A little while later, however, with the crowd considerably thinned out, it is possible to appreciate the admirable restraint Dionne has shown in converting the old commercial shop from a rather dark cavern into a relatively luminous space washed with natural light. At the same time, careful detailing and raw materials have been combined with retained structural elements to ensure a subtle but richly textured environment.

Le Cartet is on a section of McGill dividing Montreal’s Old Town from its equally historic industrial district of Faubourg des Rcollets to the west. The area’s new professional employment base has spawned the transformation of historic warehouses and factories into upscale residential lofts as well as the construction of new loft buildings along the district’s narrow, intimate streets. The emergence of a lively live/work community has been recently solidified by the wholesale makeover of McGill and the continued emergence of urbane design stores, restaurants and specialty shops.

McGill’s surviving urban fabric includes delightfully bombastic Beaux-Arts buildings along its east flank, but also, on the west side, narrow 19th-century commercial blocks. The latter boast three-part elevations, comprised of glazed ground levels perched on solid stone foundations, topped by brick middle sections and finished off with prominent cornices. Varying heights give the streetscape a pleasantly scaled sawtooth profile. Most of the long, rectangular showroom units extend from McGill through to Rue Soeurs-Grises.

Le Cartet occupies the raised ground level of one of these voluminous commercial spaces, which Dionne likens to those of New York’s Soho district. Its plan is a simple rectangle measuring approximately 100 feet from its McGill entrance to its equally transparent “backdoor” on Soeurs-Grises. Its already impressive 14-foot-high ceiling is exaggerated by a relatively narrow 26-foot width. Dionne first stripped the space to its essential volume. On the south side, a white painted brick wall is broken only by a massive galvanized door that once slid upward on an angle. Five massive timber columns march down the middle of the original space and support equally impressive beams that split out at each end to create tuning fork-shaped beams that support the facades. Generous glazing at each extremity has been retained. “The architecture,” she says, “is spare, sleek and monochromatic; its intent is to highlight or even exaggerate the exceptional volume of the space.”

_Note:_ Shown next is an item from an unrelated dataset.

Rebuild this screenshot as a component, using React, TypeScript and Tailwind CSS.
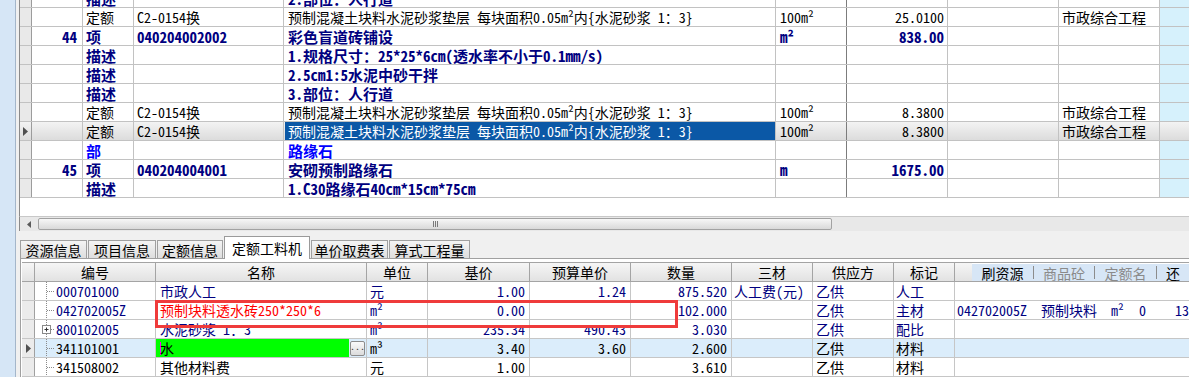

Up front, the gourmet grocery section stretches across the width of the space with brightly coloured products displayed on minimalist shelving that takes its cue from the restored hardwood maple floor. Behind this space, she inserted a series of flat, powerfully textured vertical planes that stretch fully to the rear. Initially, hot-rolled steel plates form a gritty upper and lower frame for the service vestibule, divided by a solid maple counter. The steel plates become raw datum lines when they emerge as a wall, cleaved by a narrow maple bar and a narrow ribbon window, visually connecting the kitchen with the dining area. The window then morphs into a surface of slick, white glass tiles before an exit vestibule emerges at the back. “The result of this architectural intervention” Dionne says, “is a dominating, textured frame for the action, a background for the movement on both sides.”

The furnishings, as well as the architectural elements, expressly play up the idea of smooth, flat surfaces. In support of this intended aesthetic, the sheets of black steel were folded, not welded, and fixed with no apparent hardware, the wooden shelves were assembled using a concealed anchoring system, and finishes are smooth and matte. “Seeming to float free of the walls and floor, these elements are [perhaps counter-intuitively] light and ephemeral while the smooth, shiny glass tiles add a dreamy aspect to the composition,” the architect concludes. At night, clusters of naked bulbs with orange filaments, suspended from knots of black electrical wire, bathe the abundant white surfaces in an amber glow.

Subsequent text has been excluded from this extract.